# START OF SUPPLIED DATA

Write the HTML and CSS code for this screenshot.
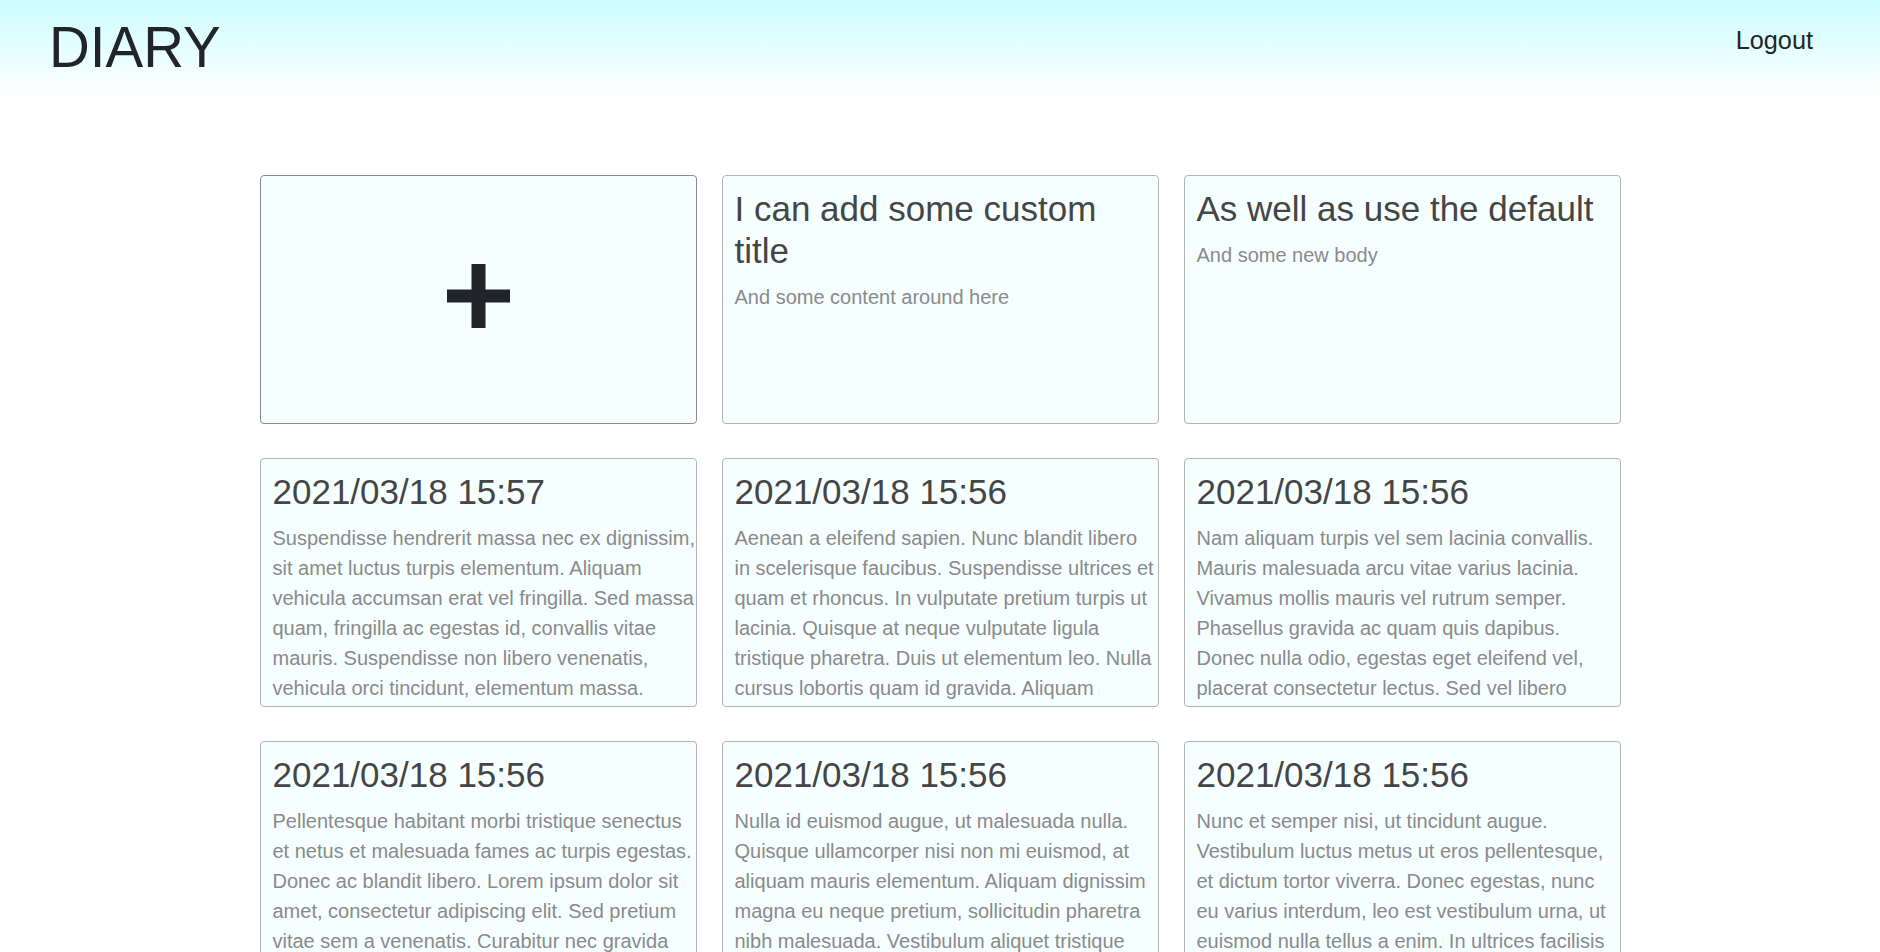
FILE: index.html
```html
<!DOCTYPE html>
<html lang="en">
<head>
<meta charset="utf-8">
<title>Diary</title>
<link rel="stylesheet" href="styles.css">
</head>
<body>
<header class="topbar">
  <h1 class="brand">DIARY</h1>
  <a class="logout" href="#">Logout</a>
</header>
<main class="board">
  <div class="grid">
    <button class="card card-add" type="button" aria-label="Add entry">
      <svg class="plus" width="63" height="64" viewBox="0 0 63 64" aria-hidden="true">
        <rect x="24.5" y="0" width="14" height="64" fill="#212529"/>
        <rect x="0" y="25.5" width="63" height="13" fill="#212529"/>
      </svg>
    </button>
    <article class="card">
      <h2 class="card-title">I can add some custom title</h2>
      <p class="card-body">And some content around here</p>
    </article>
    <article class="card">
      <h2 class="card-title">As well as use the default</h2>
      <p class="card-body">And some new body</p>
    </article>
    <article class="card">
      <h2 class="card-title">2021/03/18 15:57</h2>
      <p class="card-body">Suspendisse hendrerit massa nec ex dignissim, sit amet luctus turpis elementum. Aliquam vehicula accumsan erat vel fringilla. Sed massa quam, fringilla ac egestas id, convallis vitae mauris. Suspendisse non libero venenatis, vehicula orci tincidunt, elementum massa.</p>
    </article>
    <article class="card">
      <h2 class="card-title">2021/03/18 15:56</h2>
      <p class="card-body">Aenean a eleifend sapien. Nunc blandit libero in scelerisque faucibus. Suspendisse ultrices et quam et rhoncus. In vulputate pretium turpis ut lacinia. Quisque at neque vulputate ligula tristique pharetra. Duis ut elementum leo. Nulla cursus lobortis quam id gravida. Aliquam tincidunt convallis metus.</p>
    </article>
    <article class="card">
      <h2 class="card-title">2021/03/18 15:56</h2>
      <p class="card-body">Nam aliquam turpis vel sem lacinia convallis. Mauris malesuada arcu vitae varius lacinia. Vivamus mollis mauris vel rutrum semper. Phasellus gravida ac quam quis dapibus. Donec nulla odio, egestas eget eleifend vel, placerat consectetur lectus. Sed vel libero sollicitudin, ultrices nisl pretium.</p>
    </article>
    <article class="card">
      <h2 class="card-title">2021/03/18 15:56</h2>
      <p class="card-body">Pellentesque habitant morbi tristique senectus et netus et malesuada fames ac turpis egestas. Donec ac blandit libero. Lorem ipsum dolor sit amet, consectetur adipiscing elit. Sed pretium vitae sem a venenatis. Curabitur nec gravida ligula, vel tincidunt nunc.</p>
    </article>
    <article class="card">
      <h2 class="card-title">2021/03/18 15:56</h2>
      <p class="card-body">Nulla id euismod augue, ut malesuada nulla. Quisque ullamcorper nisi non mi euismod, at aliquam mauris elementum. Aliquam dignissim magna eu neque pretium, sollicitudin pharetra nibh malesuada. Vestibulum aliquet tristique lorem, in porta orci.</p>
    </article>
    <article class="card">
      <h2 class="card-title">2021/03/18 15:56</h2>
      <p class="card-body">Nunc et semper nisi, ut tincidunt augue. Vestibulum luctus metus ut eros pellentesque, et dictum tortor viverra. Donec egestas, nunc eu varius interdum, leo est vestibulum urna, ut euismod nulla tellus a enim. In ultrices facilisis dui, sed feugiat est.</p>
    </article>
  </div>
</main>
</body>
</html>
```
FILE: styles.css
```css
* {
  box-sizing: border-box;
}

html, body {
  margin: 0;
  padding: 0;
}

body {
  font-family: "Liberation Sans", Arial, sans-serif;
  color: #212529;
  background: #ffffff;
}

.topbar {
  display: flex;
  justify-content: space-between;
  align-items: flex-start;
  height: 100px;
  padding: 14px 67px 0 49px;
  background: linear-gradient(to bottom, #cbfcff 0%, #e6feff 50%, #ffffff 100%);
}

.brand {
  margin: 0;
  font-size: 56.5px;
  font-weight: 400;
  line-height: 1.2;
  color: #212529;
}

.logout {
  margin-top: 10.5px;
  font-size: 25.3px;
  line-height: 1.2;
  color: #212529;
  text-decoration: none;
}

.board {
  padding-top: 75px;
}

.grid {
  width: 1361px;
  margin: 0 auto;
  display: grid;
  grid-template-columns: repeat(3, 1fr);
  column-gap: 25px;
  row-gap: 34px;
}

.card {
  height: 249px;
  overflow: hidden;
  padding: 12px 0 0 12px;
  background: #f5ffff;
  border: 1px solid #b4b4b4;
  border-radius: 4px;
}

.card-add {
  display: flex;
  align-items: center;
  justify-content: center;
  padding: 0 0 7px 0;
  border-color: #8a8a8a;
  font: inherit;
  cursor: pointer;
}

.plus {
  display: block;
}

.card-title {
  margin: 0 0 10px 0;
  font-size: 35px;
  font-weight: 400;
  line-height: 1.2;
  color: #454545;
}

.card-body {
  margin: 0;
  font-size: 20px;
  line-height: 1.5;
  color: #8a8a8a;
}
```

# END OF SUPPLIED DATA

**REQUEST**
The material above holds pictures; copy everything else in it exactly.

**SOLUTION**
Write the HTML and CSS code for this screenshot.
FILE: index.html
```html
<!DOCTYPE html>
<html lang="en">
<head>
<meta charset="utf-8">
<title>Diary</title>
<link rel="stylesheet" href="styles.css">
</head>
<body>
<header class="topbar">
  <h1 class="brand">DIARY</h1>
  <a class="logout" href="#">Logout</a>
</header>
<main class="board">
  <div class="grid">
    <button class="card card-add" type="button" aria-label="Add entry">
      <svg class="plus" width="63" height="64" viewBox="0 0 63 64" aria-hidden="true">
        <rect x="24.5" y="0" width="14" height="64" fill="#212529"/>
        <rect x="0" y="25.5" width="63" height="13" fill="#212529"/>
      </svg>
    </button>
    <article class="card">
      <h2 class="card-title">I can add some custom title</h2>
      <p class="card-body">And some content around here</p>
    </article>
    <article class="card">
      <h2 class="card-title">As well as use the default</h2>
      <p class="card-body">And some new body</p>
    </article>
    <article class="card">
      <h2 class="card-title">2021/03/18 15:57</h2>
      <p class="card-body">Suspendisse hendrerit massa nec ex dignissim, sit amet luctus turpis elementum. Aliquam vehicula accumsan erat vel fringilla. Sed massa quam, fringilla ac egestas id, convallis vitae mauris. Suspendisse non libero venenatis, vehicula orci tincidunt, elementum massa.</p>
    </article>
    <article class="card">
      <h2 class="card-title">2021/03/18 15:56</h2>
      <p class="card-body">Aenean a eleifend sapien. Nunc blandit libero in scelerisque faucibus. Suspendisse ultrices et quam et rhoncus. In vulputate pretium turpis ut lacinia. Quisque at neque vulputate ligula tristique pharetra. Duis ut elementum leo. Nulla cursus lobortis quam id gravida. Aliquam tincidunt convallis metus.</p>
    </article>
    <article class="card">
      <h2 class="card-title">2021/03/18 15:56</h2>
      <p class="card-body">Nam aliquam turpis vel sem lacinia convallis. Mauris malesuada arcu vitae varius lacinia. Vivamus mollis mauris vel rutrum semper. Phasellus gravida ac quam quis dapibus. Donec nulla odio, egestas eget eleifend vel, placerat consectetur lectus. Sed vel libero sollicitudin, ultrices nisl pretium.</p>
    </article>
    <article class="card">
      <h2 class="card-title">2021/03/18 15:56</h2>
      <p class="card-body">Pellentesque habitant morbi tristique senectus et netus et malesuada fames ac turpis egestas. Donec ac blandit libero. Lorem ipsum dolor sit amet, consectetur adipiscing elit. Sed pretium vitae sem a venenatis. Curabitur nec gravida ligula, vel tincidunt nunc.</p>
    </article>
    <article class="card">
      <h2 class="card-title">2021/03/18 15:56</h2>
      <p class="card-body">Nulla id euismod augue, ut malesuada nulla. Quisque ullamcorper nisi non mi euismod, at aliquam mauris elementum. Aliquam dignissim magna eu neque pretium, sollicitudin pharetra nibh malesuada. Vestibulum aliquet tristique lorem, in porta orci.</p>
    </article>
    <article class="card">
      <h2 class="card-title">2021/03/18 15:56</h2>
      <p class="card-body">Nunc et semper nisi, ut tincidunt augue. Vestibulum luctus metus ut eros pellentesque, et dictum tortor viverra. Donec egestas, nunc eu varius interdum, leo est vestibulum urna, ut euismod nulla tellus a enim. In ultrices facilisis dui, sed feugiat est.</p>
    </article>
  </div>
</main>
</body>
</html>
```
FILE: styles.css
```css
* {
  box-sizing: border-box;
}

html, body {
  margin: 0;
  padding: 0;
}

body {
  font-family: "Liberation Sans", Arial, sans-serif;
  color: #212529;
  background: #ffffff;
}

.topbar {
  display: flex;
  justify-content: space-between;
  align-items: flex-start;
  height: 100px;
  padding: 14px 67px 0 49px;
  background: linear-gradient(to bottom, #cbfcff 0%, #e6feff 50%, #ffffff 100%);
}

.brand {
  margin: 0;
  font-size: 56.5px;
  font-weight: 400;
  line-height: 1.2;
  color: #212529;
}

.logout {
  margin-top: 10.5px;
  font-size: 25.3px;
  line-height: 1.2;
  color: #212529;
  text-decoration: none;
}

.board {
  padding-top: 75px;
}

.grid {
  width: 1361px;
  margin: 0 auto;
  display: grid;
  grid-template-columns: repeat(3, 1fr);
  column-gap: 25px;
  row-gap: 34px;
}

.card {
  height: 249px;
  overflow: hidden;
  padding: 12px 0 0 12px;
  background: #f5ffff;
  border: 1px solid #b4b4b4;
  border-radius: 4px;
}

.card-add {
  display: flex;
  align-items: center;
  justify-content: center;
  padding: 0 0 7px 0;
  border-color: #8a8a8a;
  font: inherit;
  cursor: pointer;
}

.plus {
  display: block;
}

.card-title {
  margin: 0 0 10px 0;
  font-size: 35px;
  font-weight: 400;
  line-height: 1.2;
  color: #454545;
}

.card-body {
  margin: 0;
  font-size: 20px;
  line-height: 1.5;
  color: #8a8a8a;
}
```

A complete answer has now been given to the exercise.